Hexview implies that NHTSA may have required TPMS in order to enable them to monitor your whereabouts, but I find that somewhat unlikely. Certainly, when I was involved with DSRC/WAVE, privacy was foremost on everyone's minds, so it would be strange of NHTSA were to deliberately attempt to violate driver privacy. That said, the manufacturers were also pretty concerned about privacy, so if they have rolled out a system that enables tracking, that's a little surprising.


The transmitter would have to be a very low-power unit; I'd guess it would be powered by the wheel rotation. Wouldn't that be hard to pickup remotely? To be functional, it would only have to transmit a distance of maybe one centimeter.

would be interesting for NHTSA to do privacy impact assessments of different implementations of their requirements (then these could be an additional marketing lever for privacy-enhanced implementations).

Yeah. I think people who haven't worked in government sometimes get a very exagerated idea of how closely related and planned all the different government programs/initiatives are. Just because DHS might wish for ways to track you doesn't mean NHTSA is spending any time trying to set that up for them.

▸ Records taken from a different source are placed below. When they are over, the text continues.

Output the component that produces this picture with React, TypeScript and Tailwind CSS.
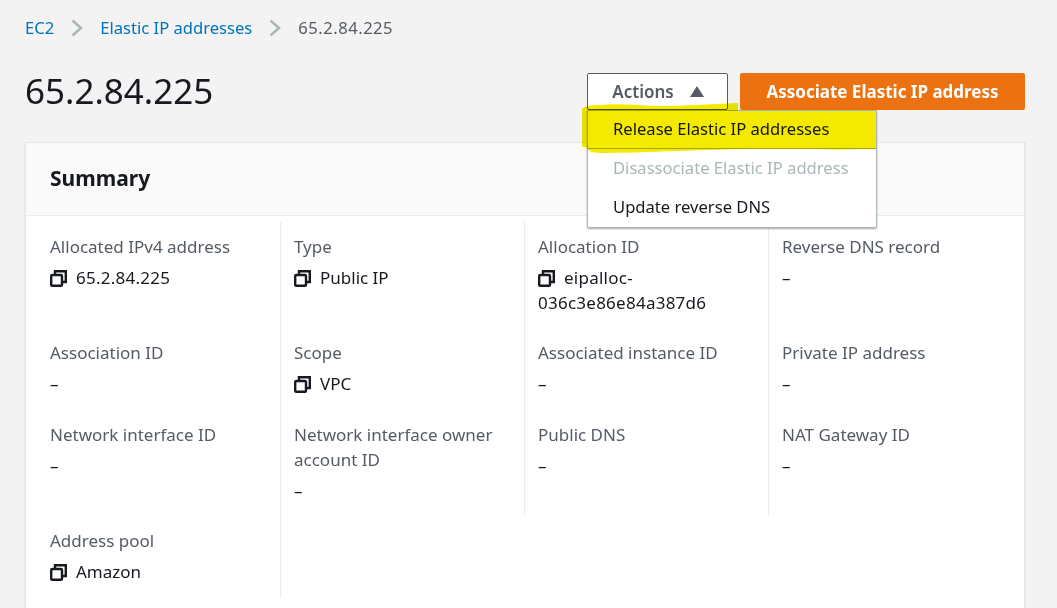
const cols = [
  [
    { label: 'Allocated IPv4 address', value: '65.2.84.225', copy: true, digits: true, h: 'h-[106px]' },
    { label: 'Association ID', value: '–', h: 'h-[82px]' },
    { label: 'Network interface ID', value: '–', h: 'h-[106px]' },
    { label: 'Address pool', value: 'Amazon', copy: true, h: 'h-[70px]' },
  ],
  [
    { label: 'Type', value: 'Public IP', copy: true, h: 'h-[106px]' },
    { label: 'Scope', value: 'VPC', copy: true, h: 'h-[82px]' },
    { label: 'Network interface owner account ID', value: '–', h: 'h-[94px]' },
  ],
  [
    { label: 'Allocation ID', value: 'eipalloc-036c3e86e84a387d6', copy: true, digits: true, h: 'h-[106px]' },
    { label: 'Associated instance ID', value: '–', h: 'h-[82px]' },
    { label: 'Public DNS', value: '–', h: 'h-[94px]' },
  ],
  [
    { label: 'Reverse DNS record', value: '–', h: 'h-[106px]' },
    { label: 'Private IP address', value: '–', h: 'h-[82px]' },
    { label: 'NAT Gateway ID', value: '–', h: 'h-[94px]' },
  ],
];

const colClass = [
  'pl-[24px] pr-[12px] border-r border-[#eaeded]',
  'pl-[13px] pr-[12px] border-r border-[#eaeded]',
  'pl-[13px] pr-[50px] border-r border-[#eaeded]',
  'pl-[13px] pr-[12px]',
];

const CopyIcon = () => (
  <svg width="17" height="17" viewBox="0 0 17 17" fill="none" stroke="#16191f" strokeWidth="2.4" className="inline-block align-[-3px] mr-[9px]">
    <rect x="1.2" y="5" width="10.8" height="10.8" rx="1" />
    <path d="M5 4V1.2h10.8V12H13" />
  </svg>
);

const Chevron = () => (
  <svg width="12" height="18" viewBox="0 0 12 18" fill="none" stroke="#aab7b8" strokeWidth="2.5">
    <path d="M1.5 1.5 10 9l-8.5 7.5" />
  </svg>
);

const Field = ({ label, value, copy, digits, h }: { label: string; value: string; copy?: boolean; digits?: boolean; h: string }) => (
  <div className={h}>
    <div className="text-[#545b64] leading-[25px]">{label}</div>
    <div className={`mt-[6px] text-[#16191f] leading-[25px] ${digits ? 'tracking-[0.25px]' : ''}`}>
      {copy && <CopyIcon />}
      {value}
    </div>
  </div>
);

const ActionsMenu = () => (
  <div className="absolute left-0 top-[37px] w-[290px] bg-white border border-[#aab7b8] rounded-b-[2px] shadow-[0_1px_2px_rgba(0,0,0,0.35)] text-[16.6px] text-[#16191f] z-20">
    <div className="h-[38px] pl-[25px] flex items-center border-b border-[#aab7b8]">Release Elastic IP addresses</div>
    <div className="h-[38px] pl-[25px] flex items-center text-[#aab7b8]">Disassociate Elastic IP address</div>
    <div className="h-[40px] pl-[25px] flex items-center">Update reverse DNS</div>
  </div>
);

// the hand-drawn marker stroke over the first menu item
const Highlight = () => (
  <svg className="absolute left-[-6px] top-[30px] z-30 mix-blend-multiply pointer-events-none" width="300" height="52" viewBox="0 0 300 52">
    <path d="M1 6C4 3 9 2 20 2C40 0 60 3 80 3C100 3 130 1 157 0V8H295V46C260 47 230 46 180 46C130 46 60 50 20 50C10 50 6 47 5 44L1 44Z" fill="#f4ea00" />
  </svg>
);

export default function App() {
  return (
    <div className="w-[1057px] h-[608px] overflow-hidden bg-[#f3f3f3] pl-[25px] pr-[32px] text-[17px] font-['Noto_Sans',sans-serif]">
      <nav className="flex items-center h-[56px] text-[16.6px] text-[#545b64]">
        <span className="text-[#0073bb]">EC2</span>
        <span className="mx-[17px] flex"><Chevron /></span>
        <span className="text-[#0073bb]">Elastic IP addresses</span>
        <span className="mx-[17px] flex"><Chevron /></span>
        <span className="tracking-[0.5px]">65.2.84.225</span>
      </nav>

      <div className="flex items-center justify-between h-[86px] pb-[16px] pt-[1px]">
        <h1 className="text-[35px] text-[#16191f]">65.2.84.225</h1>
        <div className="flex gap-[12px]">
          <div className="relative">
            <button className="w-[141px] h-[37px] bg-white border border-[#545b64] rounded-[2px] font-semibold text-[#545b64] flex items-center justify-center gap-[16px] pl-[1px]">
              Actions
              <svg width="14" height="11" viewBox="0 0 14 11"><path d="M7 0l7 11H0z" fill="#545b64" /></svg>
            </button>
            <ActionsMenu />
            <Highlight />
          </div>
          <button className="w-[285px] h-[37px] bg-[#ec7211] rounded-[2px] font-bold text-white">Associate Elastic IP address</button>
        </div>
      </div>

      <section className="w-[1000px] h-[500px] bg-white border border-[#e4e6e6] shadow-[0_1px_1px_rgba(0,0,0,0.2)]">
        <header className="h-[73px] bg-[#fafafa] border-b border-[#eaeded] pl-[24px] flex items-center">
          <h2 className="text-[21px] font-bold text-[#16191f]">Summary</h2>
        </header>
        <div className="grid grid-cols-[255px_244px_244px_1fr] items-start mt-[6px]">
          {cols.map((col, i) => (
            <div key={i} className={`pt-[12px] ${colClass[i]}`}>
              {col.map(f => <Field key={f.label} {...f} />)}
            </div>
          ))}
        </div>
      </section>
    </div>
  );
}
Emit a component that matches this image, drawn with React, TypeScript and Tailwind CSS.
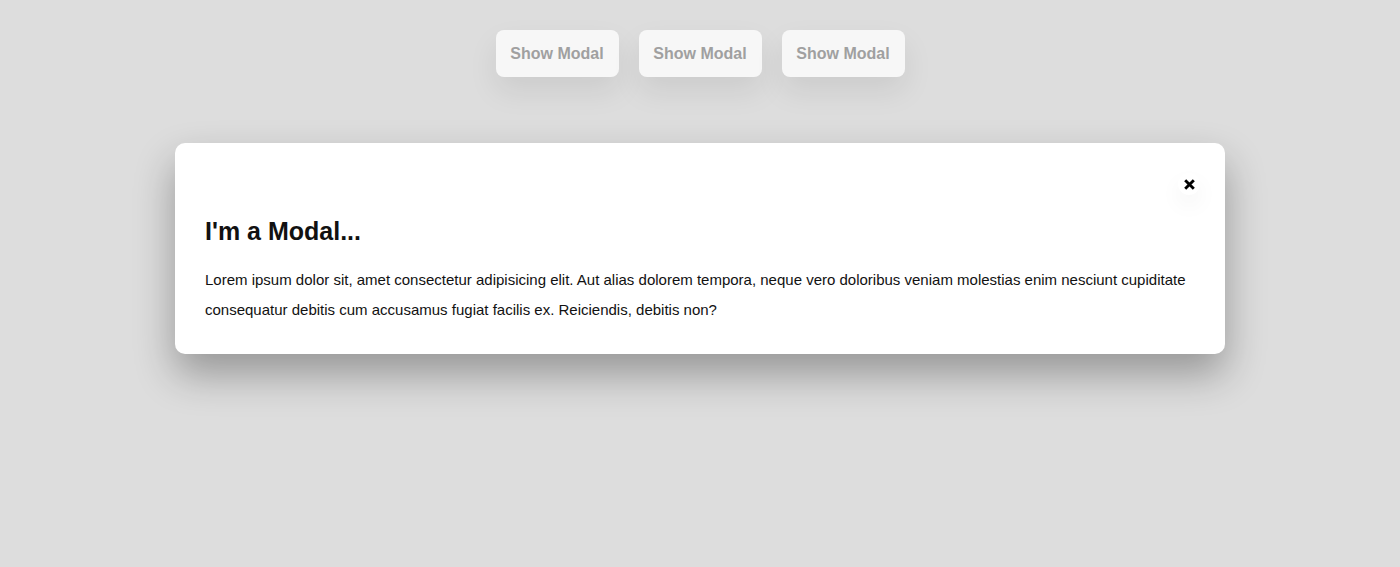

And I'll admit to being a bit skeptical about some of these privacy worries, given that all our cars have an identifier string bolted to their front and back, for all to see. That imposes a hard upper bound on how much difficulty anyone can have tracking cars that pass by their location, and it's not that high a bound. Speeding and red light cameras don't seem to have much trouble with capturing this identifier string, for example.